Jeremy Lin
Jeremy Lin is going to bring the Linsanity to the Sprite Slam Dunk Contest at All-Star Weekend at the end of this month in Orlando, Fla. Reuters

Jeremy Lin is going to bring the Linsanity to the Sprite Slam Dunk Contest at All-Star Weekend at the end of this month in Orlando, Fla.

Jeremy Lin will not be dunking, per se, but he will be participating in the contest by helping his New York Knicks teammate Iman Shumpert perform his dunk in the contest, ESPN.com reports.

Shumpert, a rookie who is only one of four Slam Dunk Contest entrants this year, will have Lin assist him in a way that will be reminiscent of Baron Davis' contribution to the dunk that Los Angeles Clippers star Blake Griffin laid down to win last year's Slam Dunk Contest.

Griffin had his Clippers teammate Baron Davis throw a basketball out of the moonroof of a Kia car so that Griffin could slam the ball through the hoop in the classic dunk.

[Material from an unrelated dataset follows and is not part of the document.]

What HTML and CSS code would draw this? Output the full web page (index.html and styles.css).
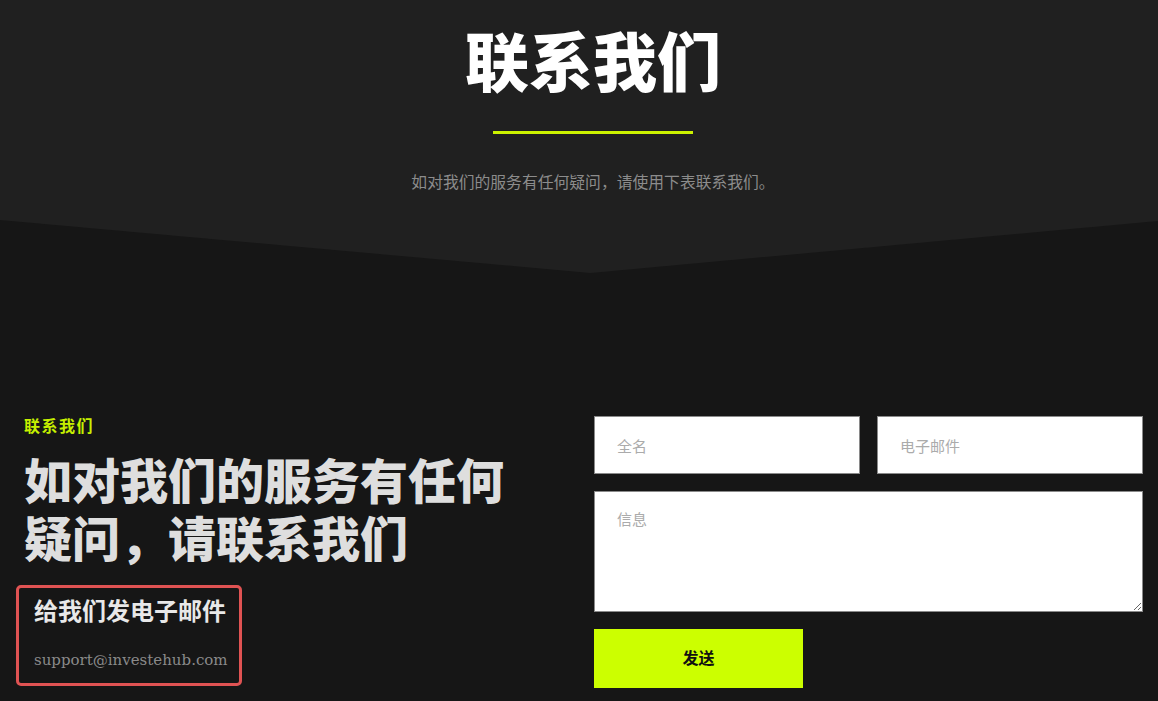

Though little detail is available about exactly how Jeremy Lin will be assisting Shumpert, it is confirmed, ESPN reports, that he will be doing so, and that the NBA does not intend for Lin himself to dunk. Each of the four Slam Dunk Contest entrants this year will get three dunks, and it is unknown how many of Shumpert's will feature Jeremy Lin's assistance.

The other contestants in the 2012 Sprite Slam Dunck Contest at the All-Star Weekend at the end of this month are Houston Rockets forward Chase Budinger, Indiana Pacers star Paul George and Minnesota Timberwolves rookie Derrick Williams

Despite the fact that we won't be seeing any slams from him at the Slam Dunk Contest this year, Jeremy Lin can throw down a dunk even though he's only 6'3. But he wasn't well-known for it until Feb. 8, when Lin wowed the crowd at the Verizon Center in Washington, D.C., by cutting between a number of Washington Wizards defenders and slamming down the first dunk of his NBA career.Even Lin's Knicks teammate, center Tyson Chandler, says he didn't know that the 6'3 point guard could dunk until that game.

Though the right-handed dunk wasn't the fliest one you'll ever see from a team that has Carmelo Anthony, Amare' Stoudamire and Chandler, it quickly became the most popular jam since Jan. 30, when Blake Griffin of the Los Angeles Clippers posterized the Oklahoma City Thunder's Kendrick Perkins.

On Thursday, the New York Daily News reported that Lin will also be participating in the Haier Shooting Stars competition on All-Star Saturday. But NBA Comissioner David Stern told USA Today that Lin will not be added to the annual Rising Stars game, in which rookie and sophomore players play a game against each other at All-Star Weekend.

Lin, a 6'3, 200-pound point guard has taken the sport by storm, overshadowing his All-Star teammates Carmelo Anthony and Amare' Stoudamire by leading the team to its best streak all year without their help.

Jeremy Lin, who hails from Palo Alto, Calif., was a star in college, when he led Harvard University to its all-time best basketball season in 2009 before graduating and going un-drafted in 2010. He proved himself in the NBA summer league, dominating John Wall in one particularly impressive game, and was then signed by the Golden State Warriors.

He played last year with the Warriors, but during this season's NBA lockout, he ended up without a team. He went to the Houston Rockets for a short while, but was picked up by the Knicks in December.

And now, he is unexpectedly the hottest player in the NBA, and as only the fourth Asian-American ever to play in the league, he has emerged as an icon in that community as well. And Knicks head coach Mike D'Antoni only expects him to continue to do well:

He just does everything easy and the rest of the guys around him are playing the way we want to play,D'Antoni told CBS News last week, adding the following about Lin: The things that are real are his vision, which won't change; his speed, which won't change; his knowledge of the game, which won't change. I think it can only get better.